REQUIREMENT
Set down the full listing exactly as given. Any pictures are to be left out.

RECORDED INFORMATION

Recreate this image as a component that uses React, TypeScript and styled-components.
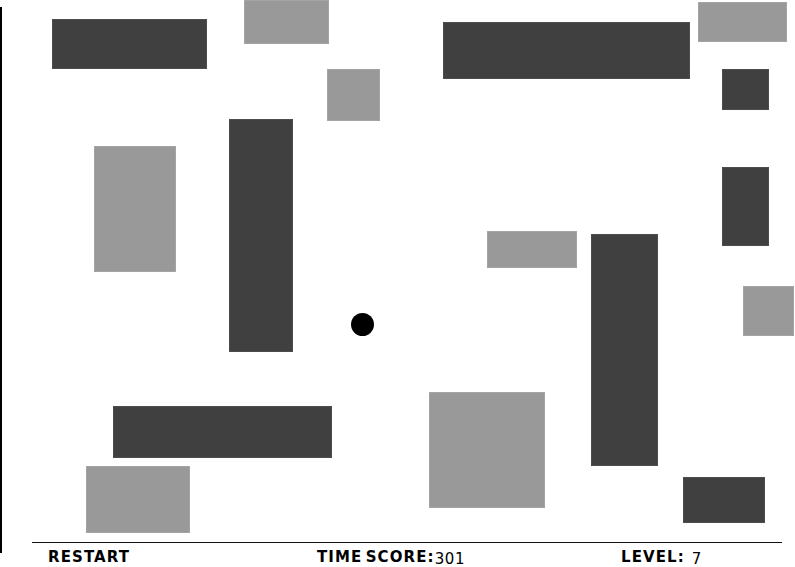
import React from "react";
import styled, { createGlobalStyle } from "styled-components";

const GlobalStyle = createGlobalStyle`
  html, body {
    margin: 0;
    padding: 0;
    background: #ffffff;
  }
  body {
    font-family: "DejaVu Sans", "Liberation Sans", sans-serif;
  }
`;

type Tone = "dark" | "light";

interface Block {
  x: number;
  y: number;
  w: number;
  h: number;
  tone: Tone;
}

const WALL = 2;

const blocks: Block[] = [
  { x: 51.5, y: 19, w: 155, h: 50, tone: "dark" },
  { x: 244, y: 0, w: 85, h: 44, tone: "light" },
  { x: 327, y: 69, w: 53, h: 52, tone: "light" },
  { x: 443, y: 22, w: 247, h: 57, tone: "dark" },
  { x: 698, y: 2, w: 89, h: 40, tone: "light" },
  { x: 722, y: 69, w: 47, h: 41, tone: "dark" },
  { x: 94, y: 146, w: 82, h: 126, tone: "light" },
  { x: 229, y: 119, w: 64, h: 233, tone: "dark" },
  { x: 722, y: 167, w: 47, h: 79, tone: "dark" },
  { x: 487, y: 231, w: 90, h: 37, tone: "light" },
  { x: 591, y: 234, w: 67, h: 232, tone: "dark" },
  { x: 743, y: 286, w: 51, h: 50, tone: "light" },
  { x: 113, y: 405.5, w: 219, h: 52, tone: "dark" },
  { x: 429, y: 392, w: 116, h: 116, tone: "light" },
  { x: 86, y: 466, w: 104, h: 67, tone: "light" },
  { x: 683, y: 477, w: 82, h: 46, tone: "dark" },
];

const ball = { x: 350.5, y: 313, d: 23 };

const Screen = styled.div`
  display: flex;
  width: 795px;
  height: 567px;
  overflow: hidden;
  background: #ffffff;
`;

const Wall = styled.div`
  flex: 0 0 ${WALL}px;
  width: ${WALL}px;
  height: 546px;
  margin-top: 7px;
  background: #000000;
`;

const Main = styled.div`
  flex: 1;
  display: flex;
  flex-direction: column;
  min-width: 0;
`;

const Field = styled.div`
  position: relative;
  height: 542px;
  flex: 0 0 542px;
`;

const Obstacle = styled.div<{ $tone: Tone }>`
  position: absolute;
  box-sizing: border-box;
  background: ${(p) => (p.$tone === "dark" ? "#404040" : "#999999")};
  box-shadow: inset 0 0 0 1px
    ${(p) => (p.$tone === "dark" ? "#4c4c4c" : "#a4a4a4")};
`;

const Ball = styled.div`
  position: absolute;
  border-radius: 50%;
  background: #000000;
`;

const Footer = styled.div`
  margin-left: ${32 - WALL}px;
  width: 750px;
  border-top: 1.5px solid #111111;
  box-sizing: border-box;
  padding: 7px 0 0 16px;
  display: grid;
  grid-template-columns: 269px 304px 1fr;
  align-items: baseline;
`;

const Item = styled.div`
  display: flex;
  align-items: baseline;
  white-space: nowrap;
`;

const Label = styled.span<{ $clickable?: boolean }>`
  font-family: "DejaVu Sans", "Liberation Sans", sans-serif;
  font-weight: 700;
  font-size: 15px;
  line-height: 15px;
  letter-spacing: 1.1px;
  word-spacing: -3px;
  color: #000000;
  cursor: ${(p) => (p.$clickable ? "pointer" : "default")};
`;

const Value = styled.span<{ $gap: number }>`
  font-family: "DejaVu Sans", "Liberation Sans", sans-serif;
  font-weight: 400;
  font-size: 15px;
  line-height: 15px;
  letter-spacing: 0.6px;
  color: #000000;
  margin-left: ${(p) => p.$gap}px;
  position: relative;
  top: 2px;
`;

export default function App() {
  return (
    <>
      <GlobalStyle />
      <Screen>
        <Wall />
        <Main>
          <Field>
            {blocks.map((b, i) => (
              <Obstacle
                key={i}
                $tone={b.tone}
                style={{ left: b.x - WALL, top: b.y, width: b.w, height: b.h }}
              />
            ))}
            <Ball
              style={{
                left: ball.x - WALL,
                top: ball.y,
                width: ball.d,
                height: ball.d,
              }}
            />
          </Field>
          <Footer>
            <Item>
              <Label $clickable>RESTART</Label>
            </Item>
            <Item>
              <Label>TIME SCORE:</Label>
              <Value $gap={0}>301</Value>
            </Item>
            <Item>
              <Label>LEVEL:</Label>
              <Value $gap={7}>7</Value>
            </Item>
          </Footer>
        </Main>
      </Screen>
    </>
  );
}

SOLUTION TO THIS PROBLEM
Recreate this image as a component that uses React, TypeScript and styled-components.
import React from "react";
import styled, { createGlobalStyle } from "styled-components";

const GlobalStyle = createGlobalStyle`
  html, body {
    margin: 0;
    padding: 0;
    background: #ffffff;
  }
  body {
    font-family: "DejaVu Sans", "Liberation Sans", sans-serif;
  }
`;

type Tone = "dark" | "light";

interface Block {
  x: number;
  y: number;
  w: number;
  h: number;
  tone: Tone;
}

const WALL = 2;

const blocks: Block[] = [
  { x: 51.5, y: 19, w: 155, h: 50, tone: "dark" },
  { x: 244, y: 0, w: 85, h: 44, tone: "light" },
  { x: 327, y: 69, w: 53, h: 52, tone: "light" },
  { x: 443, y: 22, w: 247, h: 57, tone: "dark" },
  { x: 698, y: 2, w: 89, h: 40, tone: "light" },
  { x: 722, y: 69, w: 47, h: 41, tone: "dark" },
  { x: 94, y: 146, w: 82, h: 126, tone: "light" },
  { x: 229, y: 119, w: 64, h: 233, tone: "dark" },
  { x: 722, y: 167, w: 47, h: 79, tone: "dark" },
  { x: 487, y: 231, w: 90, h: 37, tone: "light" },
  { x: 591, y: 234, w: 67, h: 232, tone: "dark" },
  { x: 743, y: 286, w: 51, h: 50, tone: "light" },
  { x: 113, y: 405.5, w: 219, h: 52, tone: "dark" },
  { x: 429, y: 392, w: 116, h: 116, tone: "light" },
  { x: 86, y: 466, w: 104, h: 67, tone: "light" },
  { x: 683, y: 477, w: 82, h: 46, tone: "dark" },
];

const ball = { x: 350.5, y: 313, d: 23 };

const Screen = styled.div`
  display: flex;
  width: 795px;
  height: 567px;
  overflow: hidden;
  background: #ffffff;
`;

const Wall = styled.div`
  flex: 0 0 ${WALL}px;
  width: ${WALL}px;
  height: 546px;
  margin-top: 7px;
  background: #000000;
`;

const Main = styled.div`
  flex: 1;
  display: flex;
  flex-direction: column;
  min-width: 0;
`;

const Field = styled.div`
  position: relative;
  height: 542px;
  flex: 0 0 542px;
`;

const Obstacle = styled.div<{ $tone: Tone }>`
  position: absolute;
  box-sizing: border-box;
  background: ${(p) => (p.$tone === "dark" ? "#404040" : "#999999")};
  box-shadow: inset 0 0 0 1px
    ${(p) => (p.$tone === "dark" ? "#4c4c4c" : "#a4a4a4")};
`;

const Ball = styled.div`
  position: absolute;
  border-radius: 50%;
  background: #000000;
`;

const Footer = styled.div`
  margin-left: ${32 - WALL}px;
  width: 750px;
  border-top: 1.5px solid #111111;
  box-sizing: border-box;
  padding: 7px 0 0 16px;
  display: grid;
  grid-template-columns: 269px 304px 1fr;
  align-items: baseline;
`;

const Item = styled.div`
  display: flex;
  align-items: baseline;
  white-space: nowrap;
`;

const Label = styled.span<{ $clickable?: boolean }>`
  font-family: "DejaVu Sans", "Liberation Sans", sans-serif;
  font-weight: 700;
  font-size: 15px;
  line-height: 15px;
  letter-spacing: 1.1px;
  word-spacing: -3px;
  color: #000000;
  cursor: ${(p) => (p.$clickable ? "pointer" : "default")};
`;

const Value = styled.span<{ $gap: number }>`
  font-family: "DejaVu Sans", "Liberation Sans", sans-serif;
  font-weight: 400;
  font-size: 15px;
  line-height: 15px;
  letter-spacing: 0.6px;
  color: #000000;
  margin-left: ${(p) => p.$gap}px;
  position: relative;
  top: 2px;
`;

export default function App() {
  return (
    <>
      <GlobalStyle />
      <Screen>
        <Wall />
        <Main>
          <Field>
            {blocks.map((b, i) => (
              <Obstacle
                key={i}
                $tone={b.tone}
                style={{ left: b.x - WALL, top: b.y, width: b.w, height: b.h }}
              />
            ))}
            <Ball
              style={{
                left: ball.x - WALL,
                top: ball.y,
                width: ball.d,
                height: ball.d,
              }}
            />
          </Field>
          <Footer>
            <Item>
              <Label $clickable>RESTART</Label>
            </Item>
            <Item>
              <Label>TIME SCORE:</Label>
              <Value $gap={0}>301</Value>
            </Item>
            <Item>
              <Label>LEVEL:</Label>
              <Value $gap={7}>7</Value>
            </Item>
          </Footer>
        </Main>
      </Screen>
    </>
  );
}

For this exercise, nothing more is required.